November 16, 2024

Skylight Webzine

Online since 2000

The man who turned down Led Zeppelin


The history of rock music could have been very different if Terry Reid had joined Led Zeppelin, says Laura Thompson.  On Wednesday and Thursday this week, the Terry Reid Band is playing Ronnie Scott’s jazz club in Soho. How different might the history of rock music have been if, 45 years ago, Reid had accepted the offer of becoming lead singer in the New Yardbirds, later renamed Led Zeppelin?

In 1968, the then 19-year-old Reid was one of the first names approached by Jimmy Page. His sweet, shimmery voice, whose strength contains an intriguing delicacy, had made him a force to be reckoned with from the age of 16. As a vocalist and guitarist he joined a band called Peter Jay and the Jaywalkers, and was praised by Aretha Franklin, no less.

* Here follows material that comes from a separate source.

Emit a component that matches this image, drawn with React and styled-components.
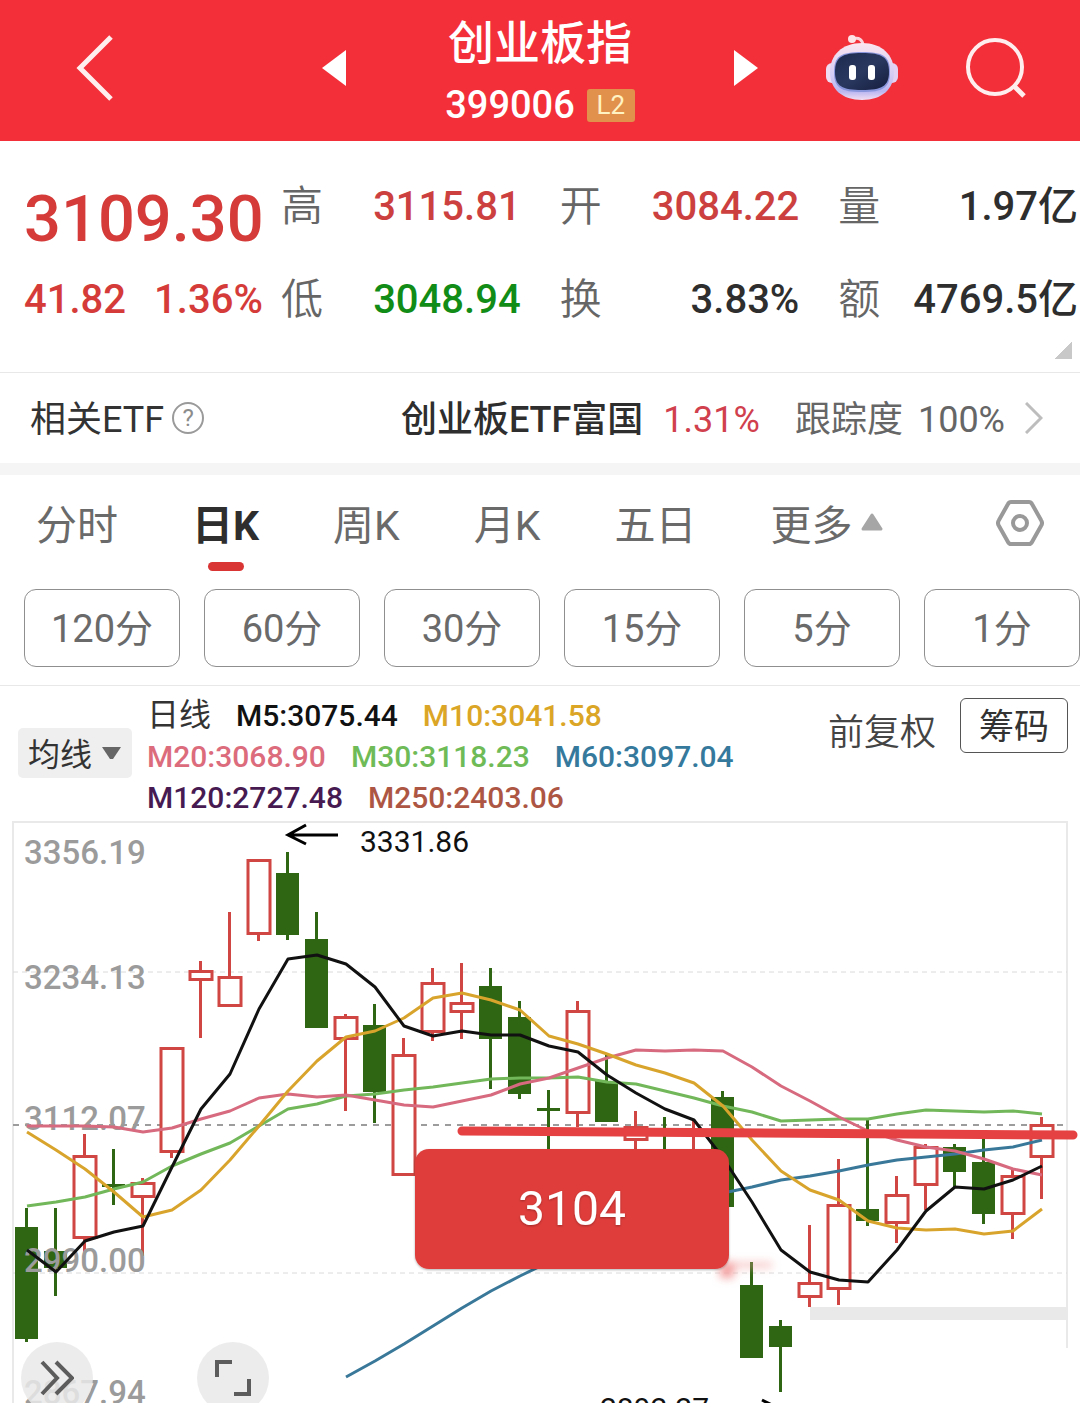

Then, at around the time of Page’s offer, he was signed by the powerful producer Mickie Most, who gave him the soubriquet of “Superlungs”. So, Terry Reid turned down Led Zeppelin, and instead suggested that Page check out a prodigious young hippie from West Bromwich, whom he described as looking “like a Greek god”. With Robert Plant came his friend John Bonham, and there you have it: rock history.

What Reid thought, thereafter, as Led Zeppelin went on to conquer worlds in the manner of Alexander the Great can only be imagined. And whether they would have conquered in quite the same way without the Greek god Plant and his sublime screams is an unanswerable question. Meanwhile Reid’s own career has been a chequered one, although he became a cult figure in America and – as is the way with such under-the-radar figures – has enjoyed something of an autumnal resurgence, playing Glastonbury in 2009 and 2011. If his voice still sounds anything like it does on his gorgeous, addictive version of Stay with Me Baby, then his Ronnie Scott’s gigs will be something special.